**Task brief**
Search the material below for the word "React". Copy every line that has it.

**Data**

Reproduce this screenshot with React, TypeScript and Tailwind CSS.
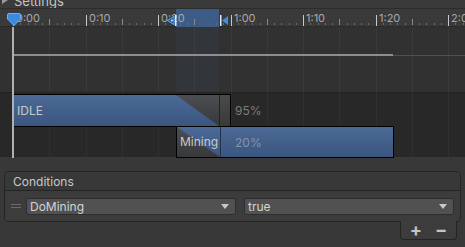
import React from "react";

const X0 = 13;
const MAJOR = 72.5;
const labels = ["0:00", "0:10", "0:20", "1:00", "1:10", "1:20", "2:00"];

function Ruler() {
  const ticks: { x: number; h: number; c: string }[] = [];
  for (let i = 0; i <= 64; i++) {
    const x = X0 + i * (MAJOR / 10);
    if (x > 465) break;
    if (i % 10 === 0) continue;
    if (i % 5 === 0) ticks.push({ x, h: 6, c: "#8a8a8a" });
    else ticks.push({ x, h: 2, c: "#6a6a6a" });
  }
  return (
    <div className="relative h-[18px] bg-[#3a3a3a] border-b border-[#2a2a2a]">
      <div className="absolute left-[176px] w-[43px] top-0 h-[18px] bg-[#3d5b87]" />
      {ticks.map((t, i) => (
        <div
          key={i}
          className="absolute w-px"
          style={{ left: Math.round(t.x), bottom: 1, height: t.h, background: t.c }}
        />
      ))}
      {labels.map((l, i) => {
        const x = Math.round(X0 + i * MAJOR);
        return (
          <div key={l} className="absolute top-[2px] h-[15px] flex items-end gap-[2px]" style={{ left: x }}>
            <div className="w-px h-[11px] bg-[#c8c8c8]" />
            <span className="text-[11px] leading-[14px] text-[#a8a8a8] self-start">{l}</span>
          </div>
        );
      })}
      {/* left marker */}
      <svg className="absolute left-[165px] top-[6px]" width="13" height="11" viewBox="0 0 13 11">
        <path d="M2.5 5.5 L9 1.5 L9 9.5 Z" fill="#1f3f66" stroke="#4aa0ff" strokeWidth="1.2" />
        <circle cx="7" cy="5.5" r="1.2" fill="#9fd0ff" />
        <rect x="10" y="0" width="1.5" height="11" fill="#d8e6f5" />
      </svg>
      {/* right marker */}
      <svg className="absolute left-[219px] top-[6px]" width="10" height="11" viewBox="0 0 10 11">
        <rect x="1" y="0" width="1.5" height="11" fill="#dfe9f5" />
        <path d="M3 5.5 L9 1 L9 10 Z" fill="#3a8ee6" />
      </svg>
      {/* playhead head */}
      <svg className="absolute left-[7px] top-[4px]" width="14" height="13" viewBox="0 0 14 13">
        <path
          d="M2 0.5 H12 Q13.5 0.5 13.5 2 V6 L7 12.5 L0.5 6 V2 Q0.5 0.5 2 0.5 Z"
          fill="#3a8ae2"
          stroke="#6cb1ff"
          strokeWidth="1"
        />
      </svg>
    </div>
  );
}

function GridLines({ color }: { color: string }) {
  const xs: number[] = [];
  for (let k = 1; k < 14; k++) {
    const x = X0 + k * (MAJOR / 2);
    if (x < 465) xs.push(Math.round(x));
  }
  return (
    <>
      {xs.map((x) => (
        <div key={x} className="absolute top-0 bottom-0 w-px" style={{ left: x, background: color }} />
      ))}
    </>
  );
}

function Diagonal({ id, down }: { id: string; down: boolean }) {
  return (
    <svg className="shrink-0 self-stretch" width="43" height="100%" viewBox="0 0 43 31" preserveAspectRatio="none">
      <defs>
        <linearGradient id={id + "b"} x1="0" y1="0" x2="0" y2="1">
          <stop offset="0" stopColor="#4b6a95" />
          <stop offset="1" stopColor="#3a5580" />
        </linearGradient>
        <linearGradient id={id + "g"} x1="0" y1="0" x2="0" y2="1">
          <stop offset="0" stopColor="#4c4e53" />
          <stop offset="1" stopColor="#37383b" />
        </linearGradient>
      </defs>
      <rect x="0" y="0" width="43" height="31" fill={`url(#${id}b)`} />
      <path d={down ? "M0 0 H43 V31 Z" : "M0 0 L43 31 H0 Z"} fill={`url(#${id}g)`} />
    </svg>
  );
}

function Timeline() {
  return (
    <div className="relative h-[149px] shrink-0">
      <Ruler />
      <div className="relative h-[66px] bg-[#313131] border-b border-[#242424]">
        <GridLines color="#3a3a3a" />
        <div className="absolute left-[176px] w-[43px] top-0 bottom-0 bg-[#3c5a88]/10" />
        <div className="absolute left-[13px] w-[380px] top-[27px] h-[2px] bg-[#8e8e8e]" />
        <div className="absolute left-[393px] right-0 top-[28px] h-px bg-[#505050]" />
      </div>
      <div className="relative h-[64px] bg-[#282828]">
        <GridLines color="#2f2f2f" />
        <div className="relative flex flex-col pt-[1px]">
          {/* IDLE row */}
          <div className="flex items-center h-[33px] pl-[13px]">
            <div className="flex h-full w-[218px] border border-black">
              <div className="flex-1 flex items-center pl-[3px] bg-gradient-to-b from-[#4b6a95] to-[#3a5580]">
                <span className="text-[12px] leading-[15px] text-[#c9c9c9]">IDLE</span>
              </div>
              <Diagonal id="idle" down />
              <div className="w-[11px] border-l border-[#222] bg-gradient-to-b from-[#4a4a4a] to-[#3a3a3a]" />
            </div>
            <span className="ml-[4px] text-[12px] leading-[15px] text-[#7d7d7d]">95%</span>
          </div>
          {/* Mining row */}
          <div className="flex h-[32px] -mt-px pl-[176px]">
            <div className="flex h-full w-[218px] border border-black">
              <div className="relative flex">
                <Diagonal id="mine" down={false} />
                <span className="absolute left-[3px] top-[7px] text-[12px] leading-[15px] text-[#c9c9c9]">Mining</span>
              </div>
              <div className="flex-1 flex items-center pl-[14px] border-l border-[#22304a] bg-gradient-to-b from-[#4b6a95] to-[#3a5580]">
                <span className="text-[12px] leading-[15px] text-[#8593a8]">20%</span>
              </div>
            </div>
          </div>
        </div>
      </div>
      <div className="absolute left-[12px] top-[18px] bottom-0 w-[2px] bg-[#b0b0b0]" />
    </div>
  );
}

function Dropdown({ label }: { label: string }) {
  return (
    <div className="flex-1 h-[17px] flex items-center justify-between rounded-[3px] border border-[#2e2e2e] bg-[#515151] pl-[3px] pr-[6px]">
      <span className="text-[12px] leading-[15px] text-[#d4d4d4]">{label}</span>
      <svg width="8" height="5" viewBox="0 0 8 5">
        <path d="M0 0 H8 L4 5 Z" fill="#c8c8c8" />
      </svg>
    </div>
  );
}

export default function App() {
  return (
    <div
      className="w-[465px] h-[247px] overflow-hidden bg-[#383838] flex flex-col"
      style={{ fontFamily: "Inter, 'Noto Sans', sans-serif" }}
    >
      <div className="h-[9px] shrink-0 overflow-hidden bg-[#3a3a3a] border-b border-[#2c2c2c] flex items-end gap-[6px] pl-[2px]">
        <svg className="mb-[4px]" width="6" height="8" viewBox="0 0 6 8">
          <path d="M0 0 L6 4 L0 8 Z" fill="#9a9a9a" />
        </svg>
        <span className="text-[13px] leading-[16px] -mb-[1px] text-[#c4c4c4] shrink-0">Settings</span>
      </div>
      <Timeline />
      <div className="mt-[13px] mx-[4px] flex flex-col">
        <div className="rounded-[4px] border border-[#242424] bg-[#3c3c3c] overflow-hidden">
          <div className="h-[19px] flex items-center pl-[8px] bg-[#383838] border-b border-[#242424]">
            <span className="text-[12px] leading-[15px] text-[#c8c8c8]">Conditions</span>
          </div>
          <div className="h-[30px] flex items-center px-[6px] bg-[#3c3c3c]">
            <div className="flex flex-col gap-[2px] w-[10px] mr-[5px]">
              <div className="h-px bg-[#6a6a6a]" />
              <div className="h-px bg-[#6a6a6a]" />
            </div>
            <div className="flex-1 flex gap-[8px]">
              <Dropdown label="DoMining" />
              <Dropdown label="true" />
            </div>
          </div>
        </div>
        <div className="self-end mr-[4px] -mt-px w-[57px] h-[19px] rounded-b-[4px] border border-t-0 border-[#242424] bg-[#3c3c3c] flex items-center justify-center gap-[13px] pb-[1px]">
          <span className="text-[18px] leading-[18px] font-bold text-[#c4c4c4]">+</span>
          <span className="text-[18px] leading-[18px] font-bold text-[#c4c4c4]">−</span>
        </div>
      </div>
    </div>
  );
}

**Answer to the exercise**
Reproduce this screenshot with React, TypeScript and Tailwind CSS.
import React from "react";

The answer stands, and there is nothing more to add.